En un recomendable artículo publicado en la edición de febrero de “Current History”, Alberto Vergara argumentaba que la sorpresiva erupción de historia o de discusiones históricas en el Perú del bicentenario obedece, de forma paradójica, a la bancarrota de la política peruana, de sus partidos, de sus líderes, de su sistema. Esta semana nada más vimos nuevamente un efluvio curioso con una conmemoración singular, por decir lo menos, de Manuel Odría por parte de la bancada de Perú Libre, y también por una nota de Bloomberg que añadió un surco más a la perenne discusión sobre los méritos y defectos del modelo peruano de los últimos 30 años.
Y vaya que es cierto. La historia estuvo oculta debajo de la alfombra que trajo el crecimiento económico y la bonanza relativa. Sin embargo, en los últimos meses, algunas de las baldosas del suelo que la alfombra cubre se han levantado como evidencia de un trabajo incompleto. Aunque también sea correcto afirmar que se trata de un debate superficial o cosmético.
En su incisivo comentario, dice Vergara que pisamos una de esas baldosas fuera de sitio en el discurso de 28 de julio, el día del bicentenario, cuando Castillo reivindicó no el bicentenario republicano, sino un período prehispánico idílico interrumpido por la llegada de los conquistadores europeos. La muerte de Abimael Guzmán en setiembre fue otra baldosa desnivelada que nos recordó otro capítulo inconcluso, uno en el que la última página está lejos de ser escrita. Como lo fue también la accidentada presentación de Guido Bellido en busca del voto de investidura (más allá de sus verdaderas intenciones) al mostrar la fricción entre dos mundos representados por el jefe del Gabinete y la presidenta del Congreso.
Vergara se pregunta si esa historicidad radical que vivimos el año pasado podría ser una oportunidad para una reevaluación de la cuestión nacional. No es descabellado el paralelo con intentos similares que se dieron tras la Guerra del Pacífico, por ejemplo, aunque todo hace indicar que se correrá similar suerte.
Pasado el clímax de una elección como pocas en la historia, tanto por el contexto singular como por su resultado, esa ventana hoy parece cerrada nuevamente y queda la sensación de que ni siquiera eso podremos rescatar de este período, como tampoco lo hicimos en otras coyunturas igual de críticas.

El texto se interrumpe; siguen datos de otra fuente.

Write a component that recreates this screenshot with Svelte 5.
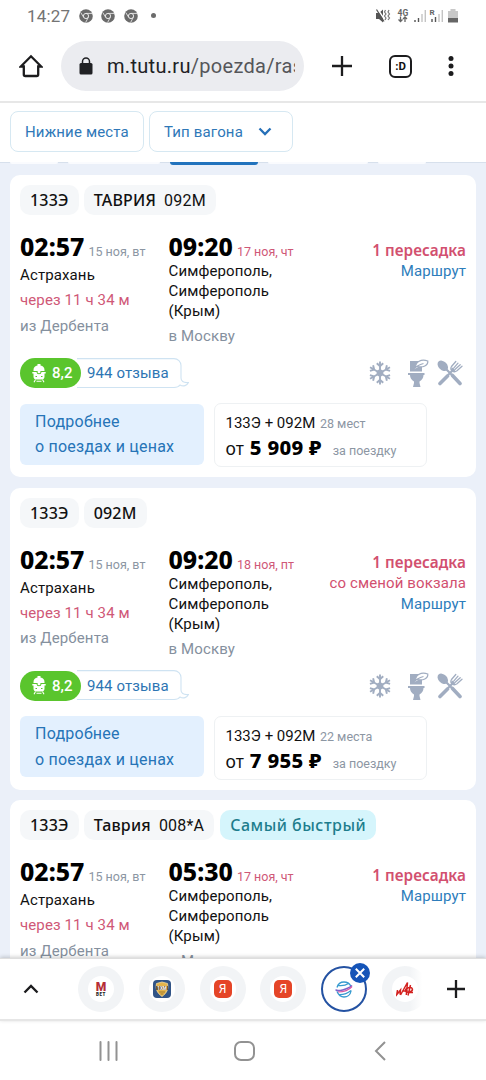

El historiador Antonio Zapata, más optimista quizá, afirmaba en una entrevista reciente que “las sociedades tienen poderes de regeneración” y que puede haber grandes cambios tras hondas crisis, siempre y cuando se tomen decisiones prudentes.
Yo creo que hemos pasado por varios momentos así en nuestra historia, como la Guerra del Pacífico, la crisis tras la Gran Depresión, el Velascato, la década perdida de los 80, en fin, que en muchos aspectos removieron el edificio nacional y de las que emergió un país distinto, pero no sé si regenerado.
Sí coincido con Zapata y Vergara en que la política, la lucha por el poder, han sido el punto débil en todo momento y que la acción ha transcurrido –con las ventajas, pero también los problemas que ello pueda implicar– por la economía y la sociedad, mucho más “interesantes y fuertes”, como dice el historiador.
Y de tanto manosear pero no lidiar con la historia, nos quedamos atrapados en ella y descartamos el futuro, cuyo horizonte más lejano hoy parece ser las próximas elecciones de octubre. Nuestra clase política abreva del pasado porque no es capaz de imaginar un mañana, porque está anclada en categorías, en estructuras, en ideas fuerza del ayer. Lejos de ponernos de acuerdo en cómo reacomodar las baldosas sueltas de nuestra historia, las movemos de lugar, les damos vuelta y, si podemos, nos compramos una alfombra más gruesa que las siga camuflando, hasta que una nueva crisis vuelva a desnudar la precariedad de nuestros cimientos.